WRITTEN TASK :: Once the pictures are set aside, transcribe the remaining data exactly.
########
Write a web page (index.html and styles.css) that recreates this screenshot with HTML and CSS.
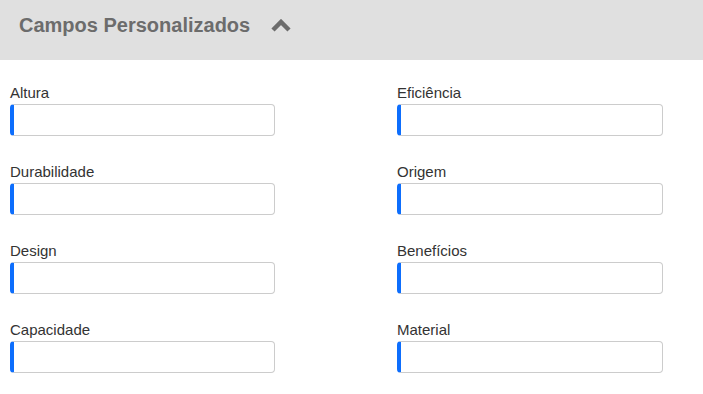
FILE: index.html
```html
<!DOCTYPE html>
<html lang="pt">
  <head>
    <meta charset="UTF-8" />
    <meta name="viewport" content="width=device-width, initial-scale=1.0" />
    <title>Campos Personalizados</title>
    <link rel="stylesheet" href="styles.css">
  </head>
  <body>
    <div class="section-header">
      <h2>Campos Personalizados</h2>
      <svg class="chevron" width="20" height="14" viewBox="0 0 20 14">
        <path d="M2 11 L10 3 L18 11" fill="none" stroke="#6c6c6c" stroke-width="4.5" />
      </svg>
    </div>
    <div class="fields">
      <div class="field">
        <label>Altura</label>
        <input type="text" class="field-input" />
      </div>
      <div class="field">
        <label>Eficiência</label>
        <input type="text" class="field-input" />
      </div>
      <div class="field">
        <label>Durabilidade</label>
        <input type="text" class="field-input" />
      </div>
      <div class="field">
        <label>Origem</label>
        <input type="text" class="field-input" />
      </div>
      <div class="field">
        <label>Design</label>
        <input type="text" class="field-input" />
      </div>
      <div class="field">
        <label>Benefícios</label>
        <input type="text" class="field-input" />
      </div>
      <div class="field">
        <label>Capacidade</label>
        <input type="text" class="field-input" />
      </div>
      <div class="field">
        <label>Material</label>
        <input type="text" class="field-input" />
      </div>
    </div>
  </body>
</html>
```

FILE: styles.css
```css
body {
  margin: 0;
  background: #fff;
  font-family: "Liberation Sans", Arial, sans-serif;
  color: #333;
}

.section-header {
  height: 60px;
  background: #e0e0e0;
  display: flex;
  align-items: center;
  padding: 0 0 9px 19px;
  box-sizing: border-box;
  gap: 21px;
}

.section-header h2 {
  margin: 0;
  font-size: 20px;
  font-weight: bold;
  color: #6c6c6c;
}

.chevron {
  display: block;
}

.fields {
  display: grid;
  grid-template-columns: 387px 266px;
  row-gap: 26px;
  padding: 23px 10px;
}

.field label {
  display: block;
  font-size: 15px;
  line-height: 20px;
  margin-bottom: 1px;
}

.field-input {
  display: block;
  width: 100%;
  height: 32px;
  box-sizing: border-box;
  border: 1px solid #ccc;
  border-left: 4px solid #0d6efd;
  border-radius: 4px;
  background: #fff;
  padding: 4px 8px;
  font-size: 14px;
}

.field:nth-child(odd) .field-input {
  width: 265px;
}
```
########
SOLUTION FOR THIS EXERCISE ::
Write a web page (index.html and styles.css) that recreates this screenshot with HTML and CSS.
FILE: index.html
```html
<!DOCTYPE html>
<html lang="pt">
  <head>
    <meta charset="UTF-8" />
    <meta name="viewport" content="width=device-width, initial-scale=1.0" />
    <title>Campos Personalizados</title>
    <link rel="stylesheet" href="styles.css">
  </head>
  <body>
    <div class="section-header">
      <h2>Campos Personalizados</h2>
      <svg class="chevron" width="20" height="14" viewBox="0 0 20 14">
        <path d="M2 11 L10 3 L18 11" fill="none" stroke="#6c6c6c" stroke-width="4.5" />
      </svg>
    </div>
    <div class="fields">
      <div class="field">
        <label>Altura</label>
        <input type="text" class="field-input" />
      </div>
      <div class="field">
        <label>Eficiência</label>
        <input type="text" class="field-input" />
      </div>
      <div class="field">
        <label>Durabilidade</label>
        <input type="text" class="field-input" />
      </div>
      <div class="field">
        <label>Origem</label>
        <input type="text" class="field-input" />
      </div>
      <div class="field">
        <label>Design</label>
        <input type="text" class="field-input" />
      </div>
      <div class="field">
        <label>Benefícios</label>
        <input type="text" class="field-input" />
      </div>
      <div class="field">
        <label>Capacidade</label>
        <input type="text" class="field-input" />
      </div>
      <div class="field">
        <label>Material</label>
        <input type="text" class="field-input" />
      </div>
    </div>
  </body>
</html>
```

FILE: styles.css
```css
body {
  margin: 0;
  background: #fff;
  font-family: "Liberation Sans", Arial, sans-serif;
  color: #333;
}

.section-header {
  height: 60px;
  background: #e0e0e0;
  display: flex;
  align-items: center;
  padding: 0 0 9px 19px;
  box-sizing: border-box;
  gap: 21px;
}

.section-header h2 {
  margin: 0;
  font-size: 20px;
  font-weight: bold;
  color: #6c6c6c;
}

.chevron {
  display: block;
}

.fields {
  display: grid;
  grid-template-columns: 387px 266px;
  row-gap: 26px;
  padding: 23px 10px;
}

.field label {
  display: block;
  font-size: 15px;
  line-height: 20px;
  margin-bottom: 1px;
}

.field-input {
  display: block;
  width: 100%;
  height: 32px;
  box-sizing: border-box;
  border: 1px solid #ccc;
  border-left: 4px solid #0d6efd;
  border-radius: 4px;
  background: #fff;
  padding: 4px 8px;
  font-size: 14px;
}

.field:nth-child(odd) .field-input {
  width: 265px;
}
```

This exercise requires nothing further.